18 Nisan 2011 Pazartesi

ZEMZEM


ZEMZEM  ALÇAK SESLE KONUŞMAK  DEMEKTİR.

Bir zerre niteliğinde olan insanın gayesi aslı olan ummanı bulmak ve ona kavuşmaktır. Her damlanın macerası
benzerdir. Ummana kavuşmak için yol ararken kimi buhar olur bulut deriz, kimi yere düşer yağmur deriz, kimi karaların arasında kalır göl deriz.
Ummana kavuşabilen damla artık damla değil denizdir, cüzz değil  küll’dür.
İşte bu macerada Hakk yolcusu (Hakikat taliplisi) kendi ülkesinden bir ırmak gibi çağlaya  çağlaya gelmiş, ama deryaya (KABE’ye) ulaştığında bu coşku yerini sakinliğe, huzura, sessizliğe bırakmıştır.

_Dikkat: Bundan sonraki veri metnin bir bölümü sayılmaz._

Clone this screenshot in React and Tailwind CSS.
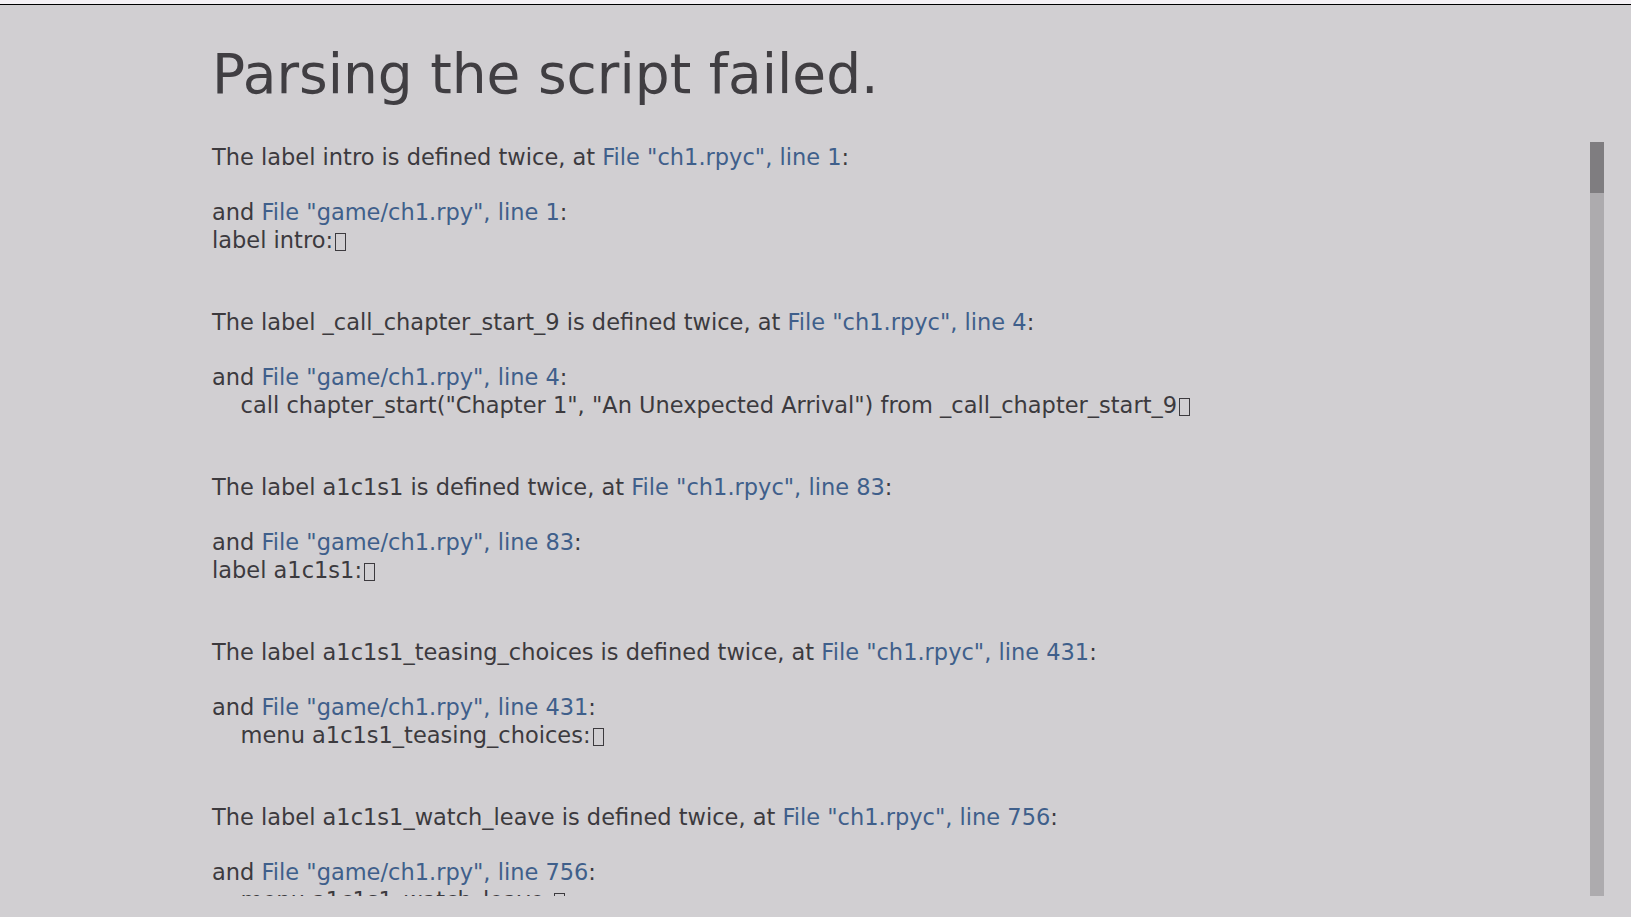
import React from "react";

const entries = [
  { label: "intro", line: "1", code: "label intro:" },
  {
    label: "_call_chapter_start_9",
    line: "4",
    code: '    call chapter_start("Chapter 1", "An Unexpected Arrival") from _call_chapter_start_9',
  },
  { label: "a1c1s1", line: "83", code: "label a1c1s1:" },
  { label: "a1c1s1_teasing_choices", line: "431", code: "    menu a1c1s1_teasing_choices:" },
  { label: "a1c1s1_watch_leave", line: "756", code: "    menu a1c1s1_watch_leave:" },
  { label: "a1c1s1_follow", line: "812", code: "label a1c1s1_follow:" },
];

function Tofu() {
  return (
    <span className="inline-block w-[11px] h-[18px] ml-[2px] border border-[#3c3a3e] align-[-3px]" />
  );
}

function Link({ children }) {
  return <span className="text-[#3f5f8b]">{children}</span>;
}

function Entry({ e }) {
  return (
    <div>
      <div>
        The label {e.label} is defined twice, at <Link>File "ch1.rpyc", line {e.line}</Link>:
      </div>
      <div>&nbsp;</div>
      <div>
        and <Link>File "game/ch1.rpy", line {e.line}</Link>:
      </div>
      <div className="whitespace-pre">
        {e.code}
        <Tofu />
      </div>
      <div>&nbsp;</div>
      <div>&nbsp;</div>
    </div>
  );
}

export default function App() {
  return (
    <div
      className="w-[1631px] h-[917px] bg-[#d1cfd2] flex flex-col overflow-hidden text-[#3c3a3e]"
      style={{ fontFamily: '"DejaVu Sans", sans-serif' }}
    >
      <div className="h-[4px] bg-[#f4f1f5]" />
      <div className="h-[1px] bg-black" />
      <div className="pl-[212px] pt-[42px] h-[137px]">
        <h1 className="text-[55px] leading-[55px] text-[#403e42]">Parsing the script failed.</h1>
      </div>
      <div className="flex h-[754px]">
        <div className="flex-1 pl-[212px] pt-[2px] overflow-hidden text-[22.5px] leading-[27.5px]">
          {entries.map((e) => (
            <Entry key={e.label} e={e} />
          ))}
        </div>
        <div className="w-[14px] mr-[27px] bg-[#adabae] flex flex-col">
          <div className="h-[51px] bg-[#7f7d80]" />
        </div>
      </div>
    </div>
  );
}
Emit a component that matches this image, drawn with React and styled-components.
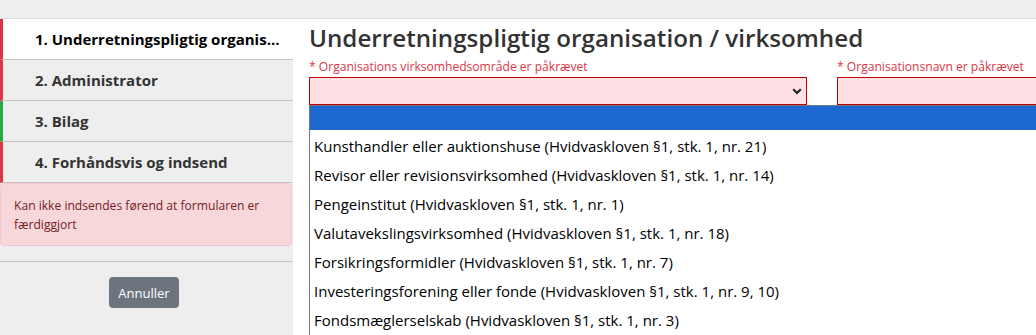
import React from "react";
import styled, { createGlobalStyle } from "styled-components";

const GlobalStyle = createGlobalStyle`
  html, body { margin: 0; padding: 0; overflow: hidden; }
  body { background: #fff; font-family: "Open Sans", "Noto Sans", sans-serif; color: #333; }
  * { box-sizing: border-box; }
`;

const Page = styled.div`
  width: 1036px;
  height: 335px;
  overflow: hidden;
  display: flex;
  flex-direction: column;
`;

const TopBar = styled.div`
  height: 19px;
  flex: none;
  background: #eeeeee;
  border-bottom: 1px solid #d9d9d9;
`;

const Body = styled.div`
  flex: 1;
  display: flex;
  min-height: 0;
`;

const Sidebar = styled.nav`
  width: 293px;
  flex: none;
  background: #eeeeee;
  display: flex;
  flex-direction: column;
`;

const NavItem = styled.div`
  height: 41px;
  display: flex;
  align-items: center;
  padding: 0 8px 0 32px;
  border-left: 3px solid ${(p) => (p.done ? "#28a745" : "#dc3545")};
  border-bottom: 1px solid #c4c4c4;
  background: ${(p) => (p.active ? "#ffffff" : "transparent")};
  color: ${(p) => (p.active ? "#000" : "#333")};
  font-size: 15px;
  font-weight: 700;
  white-space: nowrap;
  overflow: hidden;
  & > span {
    overflow: hidden;
    text-overflow: ellipsis;
  }
`;

const Alert = styled.div`
  background: #f8d7da;
  border: 1px solid #f5c6cb;
  border-radius: 4px;
  color: #721c24;
  font-size: 12.1px;
  line-height: 19px;
  padding: 12px 13px 11px;
  margin-right: 1px;
`;

const Divider = styled.hr`
  border: 0;
  border-top: 1px solid #c4c4c4;
  margin: 15px 0 15px;
`;

const ButtonRow = styled.div`
  display: flex;
  justify-content: center;
  padding-right: 5px;
`;

const Button = styled.button`
  background: #6c757d;
  color: #fff;
  border: 0;
  border-radius: 4px;
  height: 31px;
  width: 70px;
  font-family: "Open Sans", sans-serif;
  font-size: 13px;
  padding: 0;
`;

const Main = styled.main`
  flex: 1;
  padding-left: 16px;
  background: #fff;
  min-width: 0;
`;

const Title = styled.h1`
  margin: 0;
  font-size: 24.2px;
  font-weight: 600;
  line-height: 37px;
  color: #333;
  white-space: nowrap;
`;

const FieldRow = styled.div`
  display: flex;
  gap: 30px;
  margin-top: 3px;
`;

const Field = styled.div`
  width: ${(p) => p.w}px;
  flex: none;
  position: relative;
`;

const Label = styled.div`
  color: #dc3545;
  font-size: 12.1px;
  line-height: 16px;
  white-space: nowrap;
  margin-bottom: 2px;
`;

const Control = styled.div`
  height: 28px;
  border: 1px solid #c00000;
  background: #ffe1e6;
  display: flex;
  align-items: center;
  justify-content: flex-end;
  padding-right: 4px;
`;

const Chevron = () => (
  <svg width="10" height="7" viewBox="0 0 10 7">
    <path d="M1.2 1.2 L5 5 L8.8 1.2" fill="none" stroke="#222" strokeWidth="2.2" />
  </svg>
);

const DropList = styled.ul`
  position: absolute;
  left: 0;
  top: 100%;
  width: 760px;
  margin: 0;
  padding: 0;
  list-style: none;
  background: #fff;
  border: 1px solid #767676;
  z-index: 10;
`;

const Option = styled.li`
  height: ${(p) => (p.blank ? 24 : 29)}px;
  margin-bottom: ${(p) => (p.blank ? 2 : 0)}px;
  line-height: 29px;
  padding-left: 4px;
  font-size: 15px;
  color: #000;
  white-space: nowrap;
  background: ${(p) => (p.selected ? "#1a68d0" : "transparent")};
`;

const options = [
  "Kunsthandler eller auktionshuse (Hvidvaskloven §1, stk. 1, nr. 21)",
  "Revisor eller revisionsvirksomhed (Hvidvaskloven §1, stk. 1, nr. 14)",
  "Pengeinstitut (Hvidvaskloven §1, stk. 1, nr. 1)",
  "Valutavekslingsvirksomhed (Hvidvaskloven §1, stk. 1, nr. 18)",
  "Forsikringsformidler (Hvidvaskloven §1, stk. 1, nr. 7)",
  "Investeringsforening eller fonde (Hvidvaskloven §1, stk. 1, nr. 9, 10)",
  "Fondsmæglerselskab (Hvidvaskloven §1, stk. 1, nr. 3)",
];

const steps = [
  { label: "1. Underretningspligtig organisation / virksomhed", active: true },
  { label: "2. Administrator" },
  { label: "3. Bilag", done: true },
  { label: "4. Forhåndsvis og indsend" },
];

export default function App() {
  return (
    <Page>
      <GlobalStyle />
      <TopBar />
      <Body>
        <Sidebar>
          {steps.map((s) => (
            <NavItem key={s.label} active={s.active} done={s.done}>
              <span>{s.label}</span>
            </NavItem>
          ))}
          <Alert>Kan ikke indsendes førend at formularen er færdiggjort</Alert>
          <Divider />
          <ButtonRow>
            <Button>Annuller</Button>
          </ButtonRow>
        </Sidebar>
        <Main>
          <Title>Underretningspligtig organisation / virksomhed</Title>
          <FieldRow>
            <Field w={498}>
              <Label>* Organisations virksomhedsområde er påkrævet</Label>
              <Control>
                <Chevron />
              </Control>
              <DropList>
                <Option blank selected />
                {options.map((o) => (
                  <Option key={o}>{o}</Option>
                ))}
              </DropList>
            </Field>
            <Field w={400}>
              <Label>* Organisationsnavn er påkrævet</Label>
              <Control />
            </Field>
          </FieldRow>
        </Main>
      </Body>
    </Page>
  );
}
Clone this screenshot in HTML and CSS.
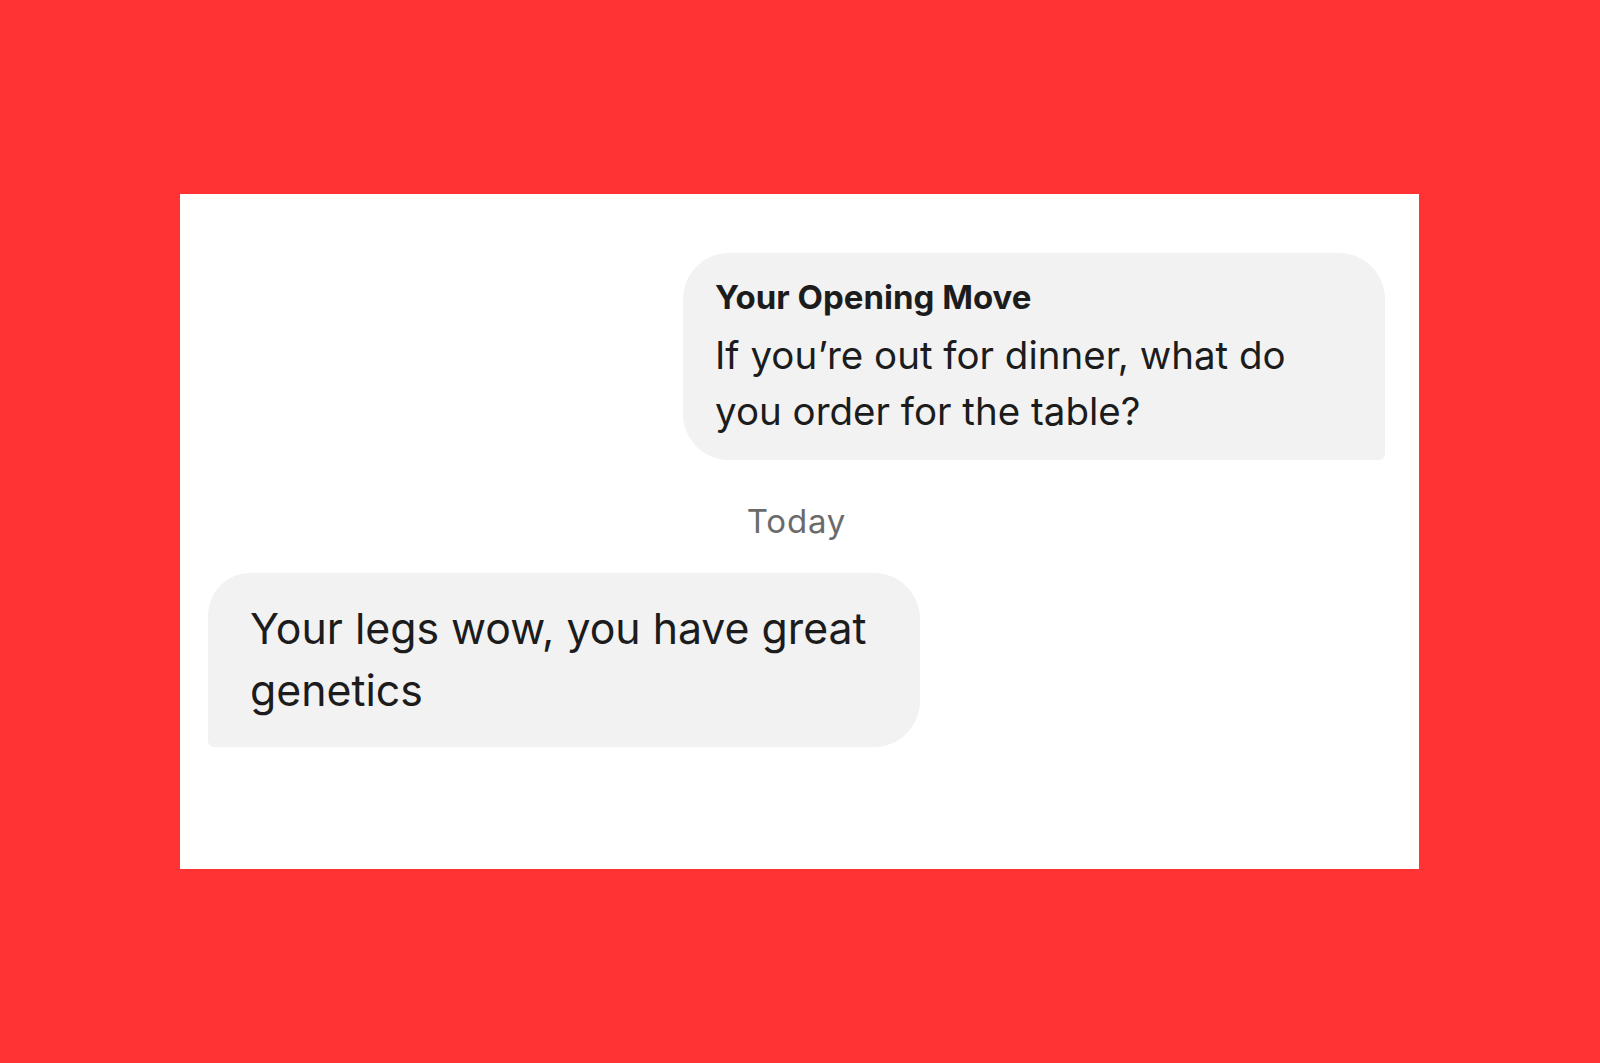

Artık o halden hale geçerek, durulma ve makam sahibi olmuştur.

ZEMZEM TAVAFI BAŞARMIŞ KULA CENAB-I HAKK TARAFINDAN VERİLMİŞ  BİR MARİFET İLMİDİR.

BU İLMİN ÖZÜ SÖZ DEĞİL HAL’DİR.

Bu ilmin sahibi olanlar artık gerçeğin  SÜKUT olduğunu öğrenmiştir.